What are Our Options for Funding Rainwater Infrastructure and How do They Fare?

Executive Summary

Michigan’s water assets are globally unique. They provide unparalleled environmental benefits. They are a foundational asset needed for sustained economic prosperity in a global economy where few, if any, of Michigan’s competitors for jobs and residents have as much access to fresh water.

But the institutional fabric for managing our water assets to protect public health and support economic prosperity is incomplete. Until the void is filled, our progress will be somewhere between limited and stalled.

To address the void, the Oakland County Water Resources Commissioner formed an Advisory Group of experts from the public and private sectors (see Appendix A). This report is a product of the Advisory Group.

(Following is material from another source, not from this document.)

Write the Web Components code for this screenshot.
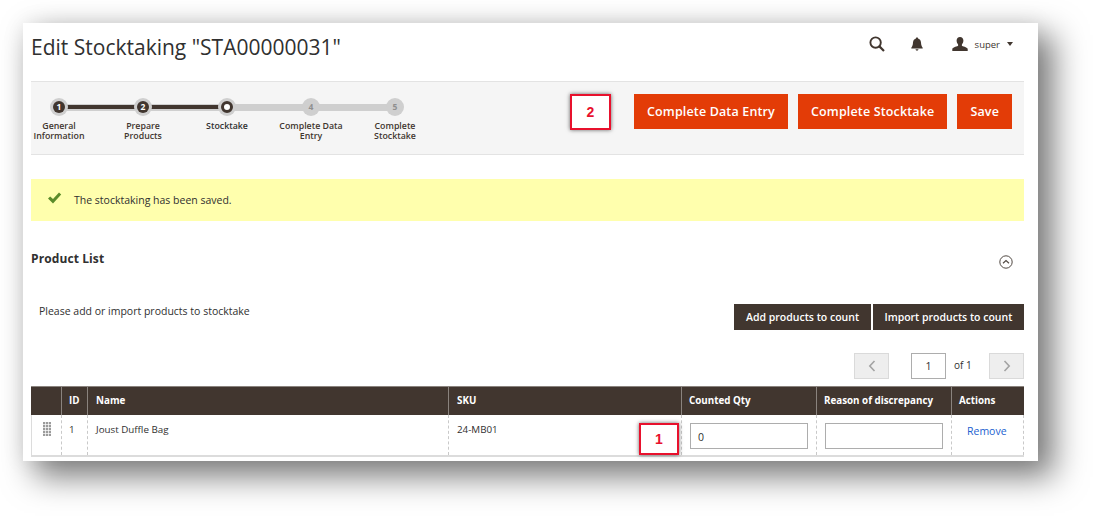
<!DOCTYPE html>
<html>
<head>
<meta charset="utf-8">
<title>Edit Stocktaking</title>
<style>
    html, body { margin: 0; padding: 0; background: #fff; }
    body { font-family: "Open Sans", "Liberation Sans", sans-serif; color: #303030; overflow: hidden; height: 516px; }
</style>
</head>
<body>
<app-window>
    <page-header title="Edit Stocktaking &quot;STA00000031&quot;" user="super"></page-header>
    <step-bar>
        <step-item num="1" state="done">General<br>Information</step-item>
        <step-item num="2" state="done">Prepare<br>Products</step-item>
        <step-item num="3" state="current">Stocktake</step-item>
        <step-item num="4">Complete Data<br>Entry</step-item>
        <step-item num="5">Complete<br>Stocktake</step-item>
        <call-out slot="actions" style="left: 570px; top: 94px; width: 41px; height: 36px;">2</call-out>
        <action-button slot="actions">Complete Data Entry</action-button>
        <action-button slot="actions">Complete Stocktake</action-button>
        <action-button slot="actions">Save</action-button>
    </step-bar>
    <notice-bar>The stocktaking has been saved.</notice-bar>
    <product-list></product-list>
    <call-out style="left: 639px; top: 423px; width: 40px; height: 32px;">1</call-out>
</app-window>

<script>
class AppWindow extends HTMLElement {
    constructor() {
        super();
        this.attachShadow({ mode: "open" }).innerHTML = `
        <style>
            :host {
                display: block;
                box-sizing: border-box;
                width: 1015px;
                height: 438px;
                margin: 23px 0 0 23px;
                padding: 0 14px 0 8px;
                background: #fff;
                overflow: visible;
                box-shadow: 14px 14px 30px 2px rgba(0, 0, 0, .5), 0 0 22px rgba(0, 0, 0, .08);
            }
        </style>
        <slot></slot>`;
    }
}

class PageHeader extends HTMLElement {
    constructor() {
        super();
        this.attachShadow({ mode: "open" });
    }

    connectedCallback() {
        this.shadowRoot.innerHTML = `
        <style>
            :host {
                display: flex;
                align-items: center;
                height: 58px;
                padding-right: 11px;
            }
            h1 {
                flex: 1;
                margin: 0 0 10px;
                font-size: 21px;
                font-weight: 400;
                color: #303030;
            }
            .icons { display: flex; align-items: center; margin-bottom: 16px; }
            svg { display: block; fill: #41362f; }
            .search { margin-right: 26px; }
            .bell { margin-right: 29px; }
            .user { margin-right: 7px; }
            span { font-size: 9.500px; color: #41362f; }
            i { width: 0; height: 0; margin-left: 7px; border: 3px solid transparent; border-top: 4px solid #41362f; border-bottom: 0; }
        </style>
        <h1>${this.getAttribute("title")}</h1>
        <div class="icons">
            <svg class="search" width="16" height="16" viewBox="0 0 16 16"><circle cx="6.6" cy="6.6" r="5.2" fill="none" stroke="#41362f" stroke-width="1.9"/><path d="M10.4 10.4L15 15" stroke="#41362f" stroke-width="2.2" fill="none"/></svg>
            <svg class="bell" width="12" height="14" viewBox="0 0 12 14"><path d="M6 0.6c.8 0 1.2.5 1.3 1.1C9 2.2 9.9 3.600 10 5.500c.1 2.500.7 4 1.700 5.200v.8H.3v-.8C1.300 9.500 1.900 8 2 5.500 2.100 3.600 3 2.200 4.700 1.700 4.800 1.100 5.200.6 6 .6zM4.500 12.300h3C7.400 13.200 6.800 13.700 6 13.700s-1.400-.5-1.500-1.400z"/></svg>
            <svg class="user" width="16" height="14" viewBox="0 0 16 14"><path d="M8 0c2.100 0 3.400 1.500 3.400 3.600 0 1.500-.6 3-1.500 3.900v1.300c.4.500 5.100 1.300 5.800 3V14H.3v-2.200c.7-1.700 5.400-2.500 5.800-3V7.500c-.9-.9-1.500-2.400-1.500-3.900C4.600 1.500 5.900 0 8 0z"/></svg>
            <span>${this.getAttribute("user")}</span>
            <i></i>
        </div>`;
    }
}

class StepBar extends HTMLElement {
    constructor() {
        super();
        this.attachShadow({ mode: "open" }).innerHTML = `
        <style>
            :host {
                display: flex;
                justify-content: space-between;
                box-sizing: border-box;
                height: 74px;
                padding: 12px 12px 0 0;
                background: #f5f5f5;
                border-top: 1px solid #e3e3e3;
                border-bottom: 1px solid #e3e3e3;
            }
            .steps { display: flex; margin-left: -14px; }
            .actions { display: flex; gap: 10px; height: 35px; }
        </style>
        <div class="steps"><slot></slot></div>
        <div class="actions"><slot name="actions"></slot></div>`;
    }
}

class StepItem extends HTMLElement {
    constructor() {
        super();
        this.attachShadow({ mode: "open" });
    }

    connectedCallback() {
        const state = this.getAttribute("state") || "todo";
        this.shadowRoot.innerHTML = `
        <style>
            :host {
                display: block;
                position: relative;
                width: 84px;
                margin-top: 4px;
                font-size: 8.800px;
                font-weight: 600;
                line-height: 10.300px;
                text-align: center;
                color: ${state === "current" ? "#303030" : "#41362f"};
            }
            .rail { position: relative; height: 18px; margin-bottom: 5px; }
            .rail::before {
                content: "";
                position: absolute;
                left: 0;
                right: 0;
                top: 5.500px;
                height: 7px;
                background: #cfcfcf;
            }
            :host([num="1"]) .rail::before { left: 50%; }
            :host([num="5"]) .rail::before { right: 50%; }
            .rail::after {
                content: "";
                position: absolute;
                left: 0;
                right: 0;
                top: 7px;
                height: 4px;
                background: ${state === "done" ? "#41362f" : "transparent"};
            }
            :host([num="1"]) .rail::after { left: 50%; }
            :host([state="current"]) .rail::after { right: 50%; background: #41362f; }
            .halo {
                position: absolute;
                z-index: 1;
                left: 33px;
                top: 0;
                box-sizing: border-box;
                display: flex;
                align-items: center;
                justify-content: center;
                width: 18px;
                height: 18px;
                border-radius: 50%;
                background: #cfcfcf;
            }
            .dot {
                display: flex;
                align-items: center;
                justify-content: center;
                box-sizing: border-box;
                width: 12px;
                height: 12px;
                border-radius: 50%;
                font-size: 8.500px;
                font-weight: 700;
                line-height: 1;
                background: ${state === "done" ? "#41362f" : "transparent"};
                color: ${state === "done" ? "#fff" : "#8f8f8f"};
            }
            .ring { background: #fff; border: 3px solid #41362f; }
        </style>
        <div class="rail"><div class="halo">${state === "current"
            ? '<div class="dot ring"></div>'
            : `<div class="dot">${this.getAttribute("num")}</div>`}</div></div>
        <slot></slot>`;
    }
}

class ActionButton extends HTMLElement {
    constructor() {
        super();
        this.attachShadow({ mode: "open" }).innerHTML = `
        <style>
            :host {
                display: flex;
                align-items: center;
                padding: 0 13px;
                height: 35px;
                font-size: 12.500px;
                font-weight: 600;
                letter-spacing: .15px;
                color: #fff;
                background: #e33c07;
            }
        </style>
        <slot></slot>`;
    }
}

class CallOut extends HTMLElement {
    constructor() {
        super();
        this.attachShadow({ mode: "open" }).innerHTML = `
        <style>
            :host {
                position: absolute;
                box-sizing: border-box;
                display: flex;
                align-items: center;
                justify-content: center;
                padding-bottom: 1px;
                font-family: "Liberation Sans", sans-serif;
                font-size: 14px;
                font-weight: 700;
                color: #e8112d;
                background: #fff;
                border: 2px solid #e8112d;
                box-shadow: 0 0 4px rgba(0, 0, 0, .6);
            }
        </style>
        <slot></slot>`;
    }
}

class NoticeBar extends HTMLElement {
    constructor() {
        super();
        this.attachShadow({ mode: "open" }).innerHTML = `
        <style>
            :host {
                display: flex;
                align-items: center;
                height: 42px;
                margin-top: 24px;
                padding-left: 16px;
                font-size: 10.500px;
                color: #303030;
                background: #ffffad;
            }
            svg { display: block; margin-right: 12px; margin-top: -4px; }
        </style>
        <svg width="15" height="12" viewBox="0 0 15 12"><path d="M1 6.500l2.200-2L6 7l6-6.500 2.200 2L6 11.500z" fill="#5b8c2a"/></svg>
        <slot></slot>`;
    }
}

class ProductList extends HTMLElement {
    constructor() {
        super();
        this.attachShadow({ mode: "open" }).innerHTML = `
        <style>
            :host { display: block; }
            .title {
                display: flex;
                justify-content: space-between;
                align-items: flex-start;
                height: 61px;
                padding: 30px 11px 0 0;
                box-sizing: border-box;
            }
            h2 { margin: 0; font-size: 12px; line-height: 16px; font-weight: 700; letter-spacing: .1px; color: #303030; }
            .title svg { display: block; margin-top: 4px; }
            .tools {
                display: flex;
                justify-content: space-between;
                height: 26px;
                margin-top: 22px;
            }
            .tools p { margin: 0 0 0 8px; font-size: 10.500px; line-height: 15px; color: #303030; }
            .tools div { display: flex; gap: 2px; }
            .dark {
                display: flex;
                align-items: center;
                padding: 0 11.700px;
                font-size: 10.500px;
                font-weight: 600;
                color: #fff;
                background: #41362f;
            }
            .pager {
                display: flex;
                align-items: center;
                justify-content: flex-end;
                height: 26px;
                margin-top: 23px;
            }
            .pager .arrow {
                display: flex;
                align-items: center;
                justify-content: center;
                box-sizing: border-box;
                width: 35px;
                height: 26px;
                background: #eeeeee;
                border: 1px solid #dadada;
            }
            .pager .page {
                box-sizing: border-box;
                width: 35px;
                height: 26px;
                margin-left: 22px;
                padding-top: 5px;
                text-align: center;
                font-size: 10.500px;
                color: #303030;
                background: #fff;
                border: 1px solid #adadad;
            }
            .pager .of { width: 18px; margin: 0 17px 0 8px; font-size: 10px; white-space: nowrap; color: #303030; padding-bottom: 2px; }
            .pager svg { display: block; }
            data-grid { margin-top: 7px; }
        </style>
        <div class="title">
            <h2>Product List</h2>
            <svg width="14" height="14" viewBox="0 0 14 14" fill="none" stroke="#514943"><circle cx="7" cy="7" r="6.200"/><path d="M4 8.200L7 5.500l3 2.700" stroke-width="1.200"/></svg>
        </div>
        <div class="tools">
            <p>Please add or import products to stocktake</p>
            <div>
                <span class="dark">Add products to count</span>
                <span class="dark">Import products to count</span>
            </div>
        </div>
        <div class="pager">
            <span class="arrow"><svg width="8" height="12" viewBox="0 0 8 12" fill="none" stroke="#a3a3a3" stroke-width="1.600"><path d="M6.500 1L1.800 6l4.700 5"/></svg></span>
            <span class="page">1</span>
            <span class="of">of 1</span>
            <span class="arrow"><svg width="8" height="12" viewBox="0 0 8 12" fill="none" stroke="#a3a3a3" stroke-width="1.600"><path d="M1.500 1l4.700 5-4.700 5"/></svg></span>
        </div>
        <data-grid></data-grid>`;
    }
}

class DataGrid extends HTMLElement {
    constructor() {
        super();
        this.attachShadow({ mode: "open" }).innerHTML = `
        <style>
            :host { display: block; }
            .row {
                display: grid;
                grid-template-columns: 30px 26px 361px 233px 135px 135px 73px;
            }
            .head {
                height: 29px;
                box-sizing: border-box;
                background: #41362f;
                border-top: 1px solid #8a837e;
                font-size: 9.800px;
                font-weight: 700;
                color: #fff;
            }
            .head > div {
                display: flex;
                align-items: center;
                padding: 0 0 2px 7px;
                border-left: 1px solid #8a837e;
            }
            .head > div:first-child { border-left: 0; }
            .head > .wide { padding-left: 8px; }
            .body {
                height: 42px;
                box-sizing: border-box;
                font-size: 9.800px;
                color: #303030;
                border-bottom: 2px solid #dcdcdc;
            }
            .body > div {
                padding: 8px 0 0 7px;
                border-left: 1px dashed #c9c9c9;
            }
            .body > .wide { padding-left: 8px; }
            .body > div:first-child { border-left: 1px solid #dcdcdc; padding: 7px 0 0 11px; }
            .body > div:last-child { border-right: 1px dashed #c9c9c9; }
            .field {
                display: block;
                box-sizing: border-box;
                width: 118px;
                height: 26px;
                margin-top: 0;
                padding: 6px 0 0 7px;
                font-size: 10.500px;
                background: #fff;
                border: 1px solid #adadad;
            }
            .body > .qty { padding: 8px 0 0 8px; }
            .body > .act { padding: 9px 0 0 15px; font-size: 10.500px; color: #1c5fd0; }
            svg { display: block; }
        </style>
        <div class="row head">
            <div></div><div>ID</div><div class="wide">Name</div><div class="wide">SKU</div>
            <div>Counted Qty</div><div>Reason of discrepancy</div><div>Actions</div>
        </div>
        <div class="row body">
            <div><svg width="8" height="14" viewBox="0 0 8 14" fill="#9b9b9b">
                <rect x="0" y="0" width="2.300" height="2.300"/><rect x="3" y="0" width="2.300" height="2.300"/><rect x="6" y="0" width="2" height="2.300"/>
                <rect x="0" y="3" width="2.300" height="2.300"/><rect x="3" y="3" width="2.300" height="2.300"/><rect x="6" y="3" width="2" height="2.300"/>
                <rect x="0" y="6" width="2.300" height="2.300"/><rect x="3" y="6" width="2.300" height="2.300"/><rect x="6" y="6" width="2" height="2.300"/>
                <rect x="0" y="9" width="2.300" height="2.300"/><rect x="3" y="9" width="2.300" height="2.300"/><rect x="6" y="9" width="2" height="2.300"/>
                <rect x="0" y="12" width="2.300" height="2"/><rect x="3" y="12" width="2.300" height="2"/><rect x="6" y="12" width="2" height="2"/>
            </svg></div>
            <div>1</div>
            <div class="wide">Joust Duffle Bag</div>
            <div class="wide">24-MB01</div>
            <div class="qty"><span class="field">0</span></div>
            <div class="qty"><span class="field"></span></div>
            <div class="act">Remove</div>
        </div>`;
    }
}

customElements.define("app-window", AppWindow);
customElements.define("page-header", PageHeader);
customElements.define("step-bar", StepBar);
customElements.define("step-item", StepItem);
customElements.define("action-button", ActionButton);
customElements.define("call-out", CallOut);
customElements.define("notice-bar", NoticeBar);
customElements.define("data-grid", DataGrid);
customElements.define("product-list", ProductList);
</script>
</body>
</html>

The following three findings of the committee summarize this report:

  1. Like any other asset, water requires investment to ensure its continued availability and quality. The Group agreed that an overriding focus would be assuring that available tools for advancing water quality and quantity management be based on 3 principles:
  1. Investments must be fair: the service must be needed and paid for equitably.
  2. Investments must be transparent: the bases for charges and reducing charges must be easily assessable to those paying charges.
  3. Investments must be efficient and effective: service providers should be accountable for assuring that necessary costs are to pay for implementation of services determined to be the most efficient and effective.
  1. Unless we invest in managing water quantity and limiting pollution generated whenever it rains, our economic prosperity is compromised. Pure Michigan... fishing, recreation, boating, tourism, business attraction and the quality of life of our residents will all be unnecessarily limited.
  1. Meeting the principles of fairness, transparency, and cost-effectiveness requires legislation. That legislation should be built around compliance with the criteria set forth by the Michigan Supreme Courtfor distinguishing a tax from a fee. Recognizing that regulatory requirements will continue to evolve and become more costly until water quality standards are met, the framework in the legislation needs to be flexible and nimble.

Report Overview

The Group recognized that catalyzing action to confront our water management challenges required the development of a narrative framing the context of our circumstances. That purpose of describing the context was to create a holistic, big picture understanding of where we have been, where we stand, and where we need to go. This was done by answering five questions:

  1. What is the science explaining Michigan’s persistent water pollution problem?
  2. Why is infrastructure needed to manage runoff from rainwater?
  3. What is the structure of Michigan’s persistent water pollution problem?
  4. How does the private sector benefit from solving the structural problem?
  5. What are our options for funding rainwater infrastructure and how do they fare?

Insert graphic of 5 parts

What is the Science Explaining Michigan’sPersistent Water Pollution Problem?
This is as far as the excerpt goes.